The extension is an addition to the section. This postfix acts like a subsection. An
extension occurs only in the file name, not in name of the section subdirectory. It can
be specified on the command line.

On the other hand, the compression is just an information on how the file is compressed.
This is not important for the user, such that it cannot be specified on the command line.

There are 4 methods to specify a section on the command line:

* Environment variable $MANSECT

* Command line option --sections

* Appendix to the name argument in the form <name>.<section>

* Preargument before the name argument in the form <section> <name>

It is also possible to specify several sections by appending the single characters
separated by colons. One can imagine that this means to restrict the man page search to
only some sections. The multiple sections are only possible for $MANSECT and --sections.

If no section is specified all sections are searched one after the other in the given
order, starting with section 1, until a suitable file is found.

There are 4 methods to specify an extension on the command line.
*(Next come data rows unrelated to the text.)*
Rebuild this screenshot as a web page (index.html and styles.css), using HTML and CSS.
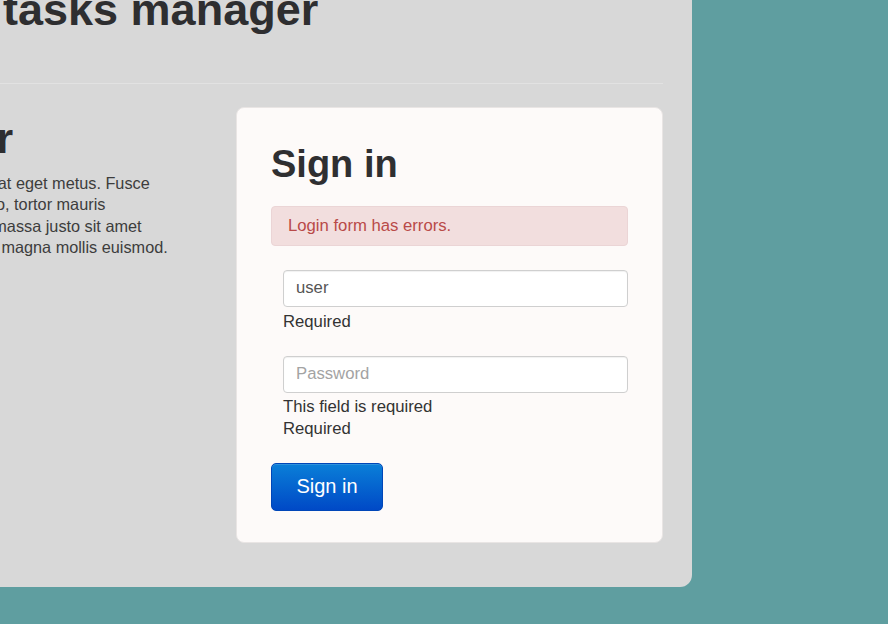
FILE: index.html
```html
<!DOCTYPE html>
<html lang="en">
<head>
<meta charset="utf-8">
<title>Distributed tasks manager</title>
<link rel="stylesheet" href="styles.css">
</head>
<body>
<div class="page">
  <h1 class="title">Distributed tasks manager</h1>
  <hr class="divider">
  <div class="row">
    <div class="intro">
      <h2 class="intro-heading">Your planner</h2>
      <p class="intro-text">Donec id elit non mi porta gravida at eget metus. Fusce dapibus, tellus ac cursus commodo, tortor mauris condimentum nibh, ut fermentum massa justo sit amet risus. Etiam porta sem malesuada magna mollis euismod.</p>
    </div>
    <div class="card">
      <h2 class="card-title">Sign in</h2>
      <div class="alert">Login form has errors.</div>
      <form class="form">
        <div class="field">
          <input class="input" type="text" value="user">
          <div class="help">Required</div>
        </div>
        <div class="field">
          <input class="input" type="password" placeholder="Password">
          <div class="help">This field is required</div>
          <div class="help">Required</div>
        </div>
      </form>
      <button class="btn" type="button">Sign in</button>
    </div>
  </div>
</div>
</body>
</html>
```
FILE: styles.css
```css
html, body {
  margin: 0;
  padding: 0;
}
body {
  background: #5f9ea0;
  font-family: "Liberation Sans", Arial, sans-serif;
  color: #333;
  overflow: hidden;
}
.page {
  box-sizing: border-box;
  width: 968px;
  margin: -15px 0 0 -276px;
  padding: 0 29px 44px;
  background: #d8d8d8;
  border-radius: 0 0 12px 0;
}
.title {
  margin: 0;
  font-size: 45px;
  line-height: 49.5px;
  font-weight: bold;
  color: #2e2e30;
  white-space: nowrap;
}
.divider {
  margin: 48px 0 0;
  border: 0;
  border-top: 1px solid #e2e2e2;
  height: 0;
}
.row {
  display: flex;
  gap: 62px;
  margin-top: 23px;
  align-items: flex-start;
}
.intro {
  width: 421px;
  flex: none;
}
.intro-heading {
  margin: 8px 0 0;
  font-size: 42.7px;
  line-height: 47px;
  font-weight: bold;
  color: #2e2e30;
  white-space: nowrap;
}
.intro-text {
  margin: 11px 0 0 -2px;
  font-size: 16.28px;
  line-height: 21.6px;
  color: #3d3d3d;
}
.card {
  box-sizing: border-box;
  width: 427px;
  flex: none;
  padding: 35px 34px 31px;
  background: #fdfaf9;
  border: 1px solid #e9e5e4;
  border-radius: 8px;
}
.card-title {
  margin: 0;
  font-size: 38px;
  line-height: 42px;
  font-weight: bold;
  color: #2f2f31;
}
.alert {
  margin-top: 21px;
  padding: 0 16px;
  height: 38px;
  line-height: 38px;
  font-size: 16.7px;
  color: #b94a48;
  background: #f2dede;
  border: 1px solid #ebd5d6;
  border-radius: 4px;
}
.form {
  margin: 24px 0 0 12px;
}
.field + .field {
  margin-top: 23px;
}
.input {
  display: block;
  box-sizing: border-box;
  width: 100%;
  height: 37px;
  margin: 0 0 3px;
  padding: 0 12px;
  font-family: "Liberation Sans", Arial, sans-serif;
  font-size: 16.7px;
  color: #555;
  background: #fff;
  border: 1px solid #cfcfcf;
  border-radius: 4px;
  box-shadow: inset 0 1px 1px rgba(0, 0, 0, 0.06);
  outline: none;
}
.field:first-child .input {
  margin-bottom: 4px;
}
.input::placeholder {
  color: #a3a3a3;
}
.help {
  font-size: 16.7px;
  line-height: 22px;
  color: #333;
}
.btn {
  display: block;
  margin-top: 23px;
  box-sizing: border-box;
  width: 112px;
  height: 48px;
  padding: 0;
  font-family: "Liberation Sans", Arial, sans-serif;
  font-size: 20px;
  color: #fff;
  background: linear-gradient(#0a7fd8, #0049c6);
  border: 1px solid #0046b8;
  border-radius: 5px;
  box-shadow: inset 0 1px 0 rgba(255, 255, 255, 0.15);
  cursor: pointer;
}
```
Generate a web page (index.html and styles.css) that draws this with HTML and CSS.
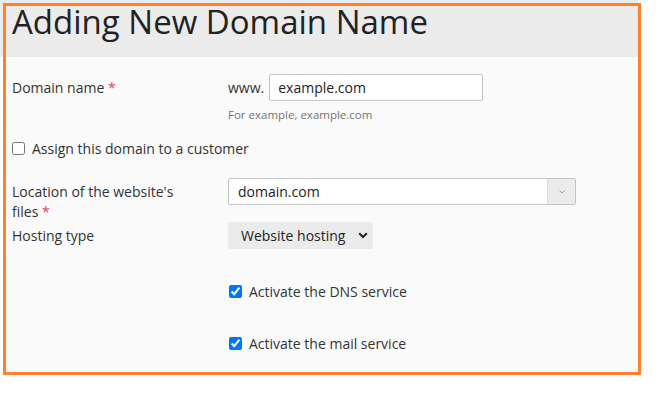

But it is not necessary
to provide the whole extension name, some abbreviation is good enough in most cases.

* Environment variable $EXTENSION

* Command line option --extension

* Appendix to the <name>.<section> argument in the form <name>.<section><extension>

* Preargument before the name argument in the form <section><extension> <name>

For further details on man page searching, see man(1).

Examples of man files
/usr/share/man/man1/groff.1
This is an uncompressed file for the man page groff in section 1. It can be called
by
sh# groffer groff
No section is specified here, so all sections should be searched, but as section 1
is searched first this file will be found first. The file name is composed of the
following components. /usr/share/man/ must be part of the man path; the
subdirectory man1/ and the part .1 stand for the section; groff is the name of the
man page.

/usr/local/share/man/man7/groff.7.gz
The file name is composed of the following components. /usr/local/share/man must
be part of the man path; the subdirectory man7/ and the part .7 stand for the
section; groff is the name of the man page; the final part .gz stands for a
compression with gzip(1). As the section is not the first one it must be specified
as well. This can be done by one of the following commands.
sh# groffer groff.7
sh# groffer 7 groff
sh# groffer --sections=7 groff

/usr/local/man/man1/ctags.1emacs21.bz2
Here /usr/local/man must be in man path; the subdirectory man1/ and the file name
part .1 stand for section 1; the name of the man page is ctags; the section has an
extension emacs21; and the file is compressed as .bz2 with bzip2(1). The file can
be viewed with one of the following commands
sh# groffer ctags.1e
sh# groffer 1e ctags
sh# groffer --extension=e --sections=1 ctags
where e works as an abbreviation for the extension emacs21.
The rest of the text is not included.